SOURCE DATA
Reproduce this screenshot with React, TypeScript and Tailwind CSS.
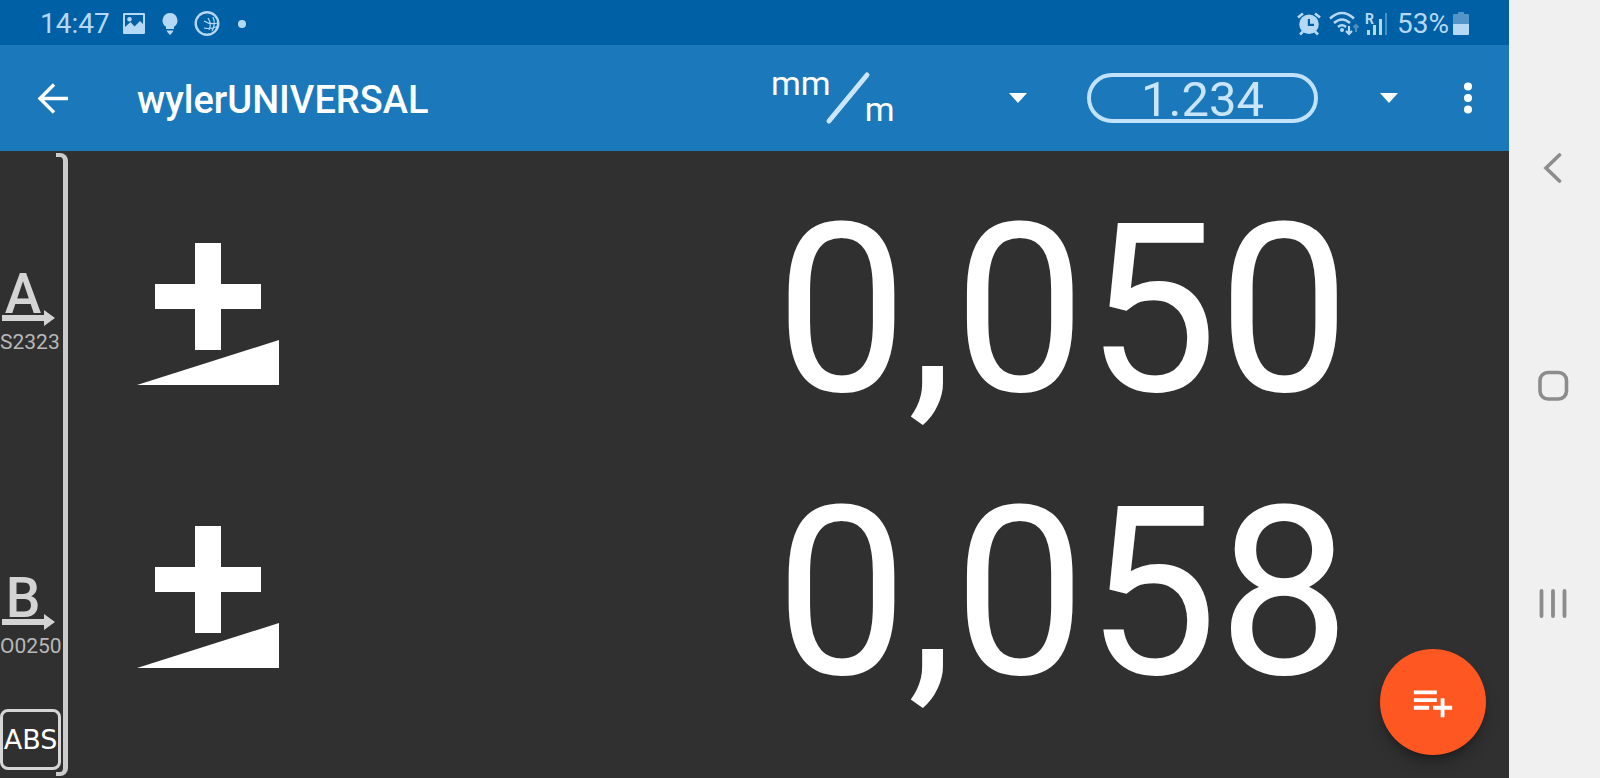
import React from 'react';

interface Channel {
  id: string;
  serial: string;
  value: string;
}

const CHANNELS: Channel[] = [
  { id: 'A', serial: 'S2323', value: '0,050' },
  { id: 'B', serial: 'O0250', value: '0,058' },
];

function StatusBar(): React.ReactElement {
  return (
    <div className="flex h-[45px] items-center bg-[#0060a5] px-10 pt-0.5 text-[28px] leading-none text-[#b5d9f5]">
      <span>14:47</span>

      {/* Notifications */}
      <svg className="ml-3 h-6 w-6" viewBox="0 0 24 24" fill="currentColor">
        <path fillRule="evenodd" d="M2 1h20a1 1 0 0 1 1 1v19a1 1 0 0 1-1 1H2a1 1 0 0 1-1-1V2a1 1 0 0 1 1-1zM3 3v12l5.5-5 4 4.500L18 9l3 3V3zM7.5 5a2.300 2.300 0 1 1 0 4.600 2.300 2.300 0 0 1 0-4.600z" />
      </svg>
      <svg className="ml-3 h-6 w-6" viewBox="0 0 24 24" fill="currentColor">
        <path d="M12 1a7.500 7.500 0 0 1 4 13.800V17H8v-2.200A7.500 7.500 0 0 1 12 1zM8.500 18.500h7L14 21h-.5l-.5 1.500h-2l-.5-1.500H10z" />
      </svg>
      <svg className="ml-3 h-[26px] w-[26px]" viewBox="0 0 26 26" fill="none" stroke="currentColor">
        <circle cx="13" cy="12.500" r="11.300" strokeWidth="2.400" />
        <path strokeWidth="1.200" d="M10 10q6 4 14 2M10 17q7 1.500 13-1.500M14 7q4 6 1 12M19 6q3 7-1 14" />
      </svg>
      <span className="ml-[18px] h-2 w-2 rounded-full bg-current" />

      <div className="flex-1" />

      {/* System indicators */}
      <svg className="h-6 w-6" viewBox="0 0 24 24" fill="currentColor">
        <path fillRule="evenodd" d="M12 2.500a9.800 9.800 0 1 1 0 19.600 9.800 9.800 0 0 1 0-19.600zM10.800 7v7h6.200v-2.200h-4V7z" />
        <path stroke="currentColor" strokeWidth="2.600" d="M1 5.500l5-4M23 5.500l-5-4M3 22.500l3-3M21 22.500l-3-3" />
      </svg>
      <svg className="ml-2 h-[26px] w-[30px]" viewBox="0 0 30 26" fill="none" stroke="currentColor" strokeWidth="2.500">
        <path d="M1 7.500q12-11 24 0M5 12q8-7 16 0M9 16q4-3.500 8 0" />
        <circle cx="13" cy="19" r="2" fill="currentColor" stroke="none" />
        <path strokeWidth="2.200" d="M20 15v8M17 20l3 3 3-3" />
        <path strokeWidth="2.200" opacity=".4" d="M27 21v-7M24.500 16.500L27 14l2.500 2.500" />
      </svg>
      <div className="ml-1.5 flex h-6 w-[22px] items-end justify-between">
        <span className="-mr-2 self-start text-sm leading-none font-bold">R</span>
        <svg className="h-6 w-5 shrink-0" viewBox="0 0 20 24" fill="currentColor">
          <path d="M0 18h3v5H0zM6 13h3v10H6zM12 7h3v16h-3z" />
          <path opacity=".4" d="M18 1h2v22h-2z" />
        </svg>
      </div>
      <span className="ml-2.5">53%</span>
      <svg className="ml-1 h-6 w-4" viewBox="0 0 16 24" fill="currentColor">
        <path opacity=".45" d="M5 0h6v2h4q1 0 1 1v9H0V3q0-1 1-1h4z" />
        <path d="M0 12h16v10q0 1-1 1H1q-1 0-1-1z" />
      </svg>
    </div>
  );
}

interface SpinnerProps {
  label: string;
  options: string[];
  className: string;
  children: React.ReactNode;
}

// The drawn value sits under a transparent native select
function Spinner({ label, options, className, children }: SpinnerProps): React.ReactElement {
  return (
    <label className={`relative flex items-center justify-between ${className}`}>
      {children}
      <svg className="h-[10px] w-[18px] text-white" viewBox="0 0 18 10" fill="currentColor">
        <path d="M0 0h18l-9 10z" />
      </svg>
      <select aria-label={label} className="absolute inset-0 cursor-pointer opacity-0">
        {options.map((option) => (
          <option key={option}>{option}</option>
        ))}
      </select>
    </label>
  );
}

function AppBar(): React.ReactElement {
  return (
    <header className="flex h-[106px] items-center bg-[#1a78bb] pr-[28px] pl-9 text-white">
      <button type="button" aria-label="Back" className="flex h-12 w-8 items-center justify-center">
        <svg className="h-8 w-8" viewBox="0 0 32 32" fill="none" stroke="currentColor" strokeWidth="3.400">
          <path d="M32 16.500H4M18 2.500l-14 14 14 14" />
        </svg>
      </button>
      <h1 className="ml-[69px] pt-1 text-[38px] leading-none font-medium">wylerUNIVERSAL</h1>

      <div className="flex-1" />

      <Spinner label="Unit" options={['mm/m']} className="w-[256px]">
        <span className="flex h-[50px] pb-1 text-[34px] leading-5">
          <span>mm</span>
          <svg className="h-12 w-[34px] overflow-visible" viewBox="0 0 34 48" fill="none">
            <path stroke="#cbe5fa" strokeWidth="5" strokeLinecap="round" d="M-2 48L36 2" />
          </svg>
          <span className="self-end">m</span>
        </span>
      </Spinner>
      <Spinner label="Display format" options={['1.234']} className="ml-[60px] w-[311px]">
        <span className="flex h-[50px] w-[231px] items-center justify-center rounded-full border-4 border-[#c0e2fb] pt-0.5 text-[49px] leading-none text-[#c9e5fb]">
          1.234
        </span>
      </Spinner>

      <button type="button" aria-label="More options" className="ml-[57px] flex h-12 w-[26px] items-center justify-center">
        <svg className="h-8 w-2" viewBox="0 0 8 32" fill="currentColor">
          <circle cx="4" cy="4.500" r="4" />
          <circle cx="4" cy="16" r="4" />
          <circle cx="4" cy="27.500" r="4" />
        </svg>
      </button>
    </header>
  );
}

function ChannelLabel({ channel }: { channel: Channel }): React.ReactElement {
  return (
    <div className="flex flex-col text-[#d4d4d4]">
      <span className="w-[46px] text-center text-[55px] leading-8 font-medium">{channel.id}</span>
      <svg className="ml-0.5 h-4 w-[53px] shrink-0" viewBox="0 0 53 16" fill="currentColor">
        <path d="M0 5h42V0l11 8-11 8v-5H0z" />
      </svg>
      <span className="mt-1 text-[21px] leading-6 text-[#b8b8b8]">{channel.serial}</span>
    </div>
  );
}

function Sidebar(): React.ReactElement {
  return (
    <aside className="flex w-[68px]">
      <div className="flex w-14 flex-col pb-2 whitespace-nowrap">
        <div className="grow-5" />
        <ChannelLabel channel={CHANNELS[0]} />
        <div className="grow-9" />
        <ChannelLabel channel={CHANNELS[1]} />
        <div className="grow-2" />
        <button
          type="button"
          className="flex h-[61px] w-[61px] items-center justify-center rounded-lg border-[3px] border-[#d6d6d6] font-['DejaVu_Sans',sans-serif] text-[27px] leading-none text-white"
        >
          ABS
        </button>
      </div>
      <div className="my-0.5 w-3 rounded-r-lg border-y-4 border-r-[5px] border-[#cccccc]" />
    </aside>
  );
}

function Reading({ value }: { value: string }): React.ReactElement {
  return (
    <div className="flex flex-1 items-center justify-between pr-[159px] pl-[69px]">
      <svg className="mt-1.5 h-[142px] w-[142px]" viewBox="0 0 142 142" fill="currentColor">
        <path d="M58 0h26v41h40v25H84v41H58V66H18V41h40z" />
        <path d="M0 142l142-45v45z" />
      </svg>
      <span className="text-[235px] leading-none">{value}</span>
    </div>
  );
}

function NavigationBar(): React.ReactElement {
  return (
    <nav className="flex w-[91px] flex-col bg-[#f0f0f0] pt-[60px] pr-1 pb-[66px] text-[#8c8c8c]">
      <button type="button" aria-label="Back" className="flex flex-1 items-center justify-center">
        <svg className="h-8 w-8" viewBox="0 0 32 32" fill="none" stroke="currentColor" strokeWidth="3.600" strokeLinecap="round">
          <path d="M22.500 2L9 15l13.500 13" />
        </svg>
      </button>
      <button type="button" aria-label="Home" className="flex flex-1 items-center justify-center">
        <svg className="h-8 w-8" viewBox="0 0 32 32" fill="none" stroke="currentColor" strokeWidth="3.600">
          <rect x="3" y="2.500" width="26.500" height="26.500" rx="8" />
        </svg>
      </button>
      <button type="button" aria-label="Recent apps" className="flex flex-1 items-center justify-center">
        <svg className="h-8 w-8" viewBox="0 0 32 32" fill="none" stroke="currentColor" strokeWidth="3.800" strokeLinecap="round">
          <path d="M4.500 4v25M16 4v25M27.500 4v25" />
        </svg>
      </button>
    </nav>
  );
}

export default function App(): React.ReactElement {
  return (
    <div className="flex min-h-screen bg-[#303030] font-[Roboto,sans-serif]">
      <div className="flex flex-1 flex-col">
        <StatusBar />
        <AppBar />
        <div className="relative flex flex-1">
          <Sidebar />
          <main className="flex flex-1 flex-col pt-[18px] pb-[43px] text-white">
            {CHANNELS.map((channel) => (
              <Reading key={channel.id} value={channel.value} />
            ))}
          </main>

          {/* Floating action button */}
          <button
            type="button"
            aria-label="Add measurement"
            className="absolute right-[23px] bottom-[23px] flex h-[106px] w-[106px] items-center justify-center rounded-full bg-[#ff5722] text-white shadow-lg shadow-black/30"
          >
            <svg className="h-[46px] w-[46px]" viewBox="0 0 24 24" fill="currentColor">
              <path d="M14 10H2v2h12v-2zm0-4H2v2h12V6zm4 8v-4h-2v4h-4v2h4v4h2v-4h4v-2h-4zM2 16h8v-2H2v2z" />
            </svg>
          </button>
        </div>
      </div>
      <NavigationBar />
    </div>
  );
}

GIVEN EXERCISE
Write out, word for word, the lines from the start of the data through the one holding "<span>14:47</span>". Omit pictures.

THE OUTPUT
Reproduce this screenshot with React, TypeScript and Tailwind CSS.
import React from 'react';

interface Channel {
  id: string;
  serial: string;
  value: string;
}

const CHANNELS: Channel[] = [
  { id: 'A', serial: 'S2323', value: '0,050' },
  { id: 'B', serial: 'O0250', value: '0,058' },
];

function StatusBar(): React.ReactElement {
  return (
    <div className="flex h-[45px] items-center bg-[#0060a5] px-10 pt-0.5 text-[28px] leading-none text-[#b5d9f5]">
      <span>14:47</span>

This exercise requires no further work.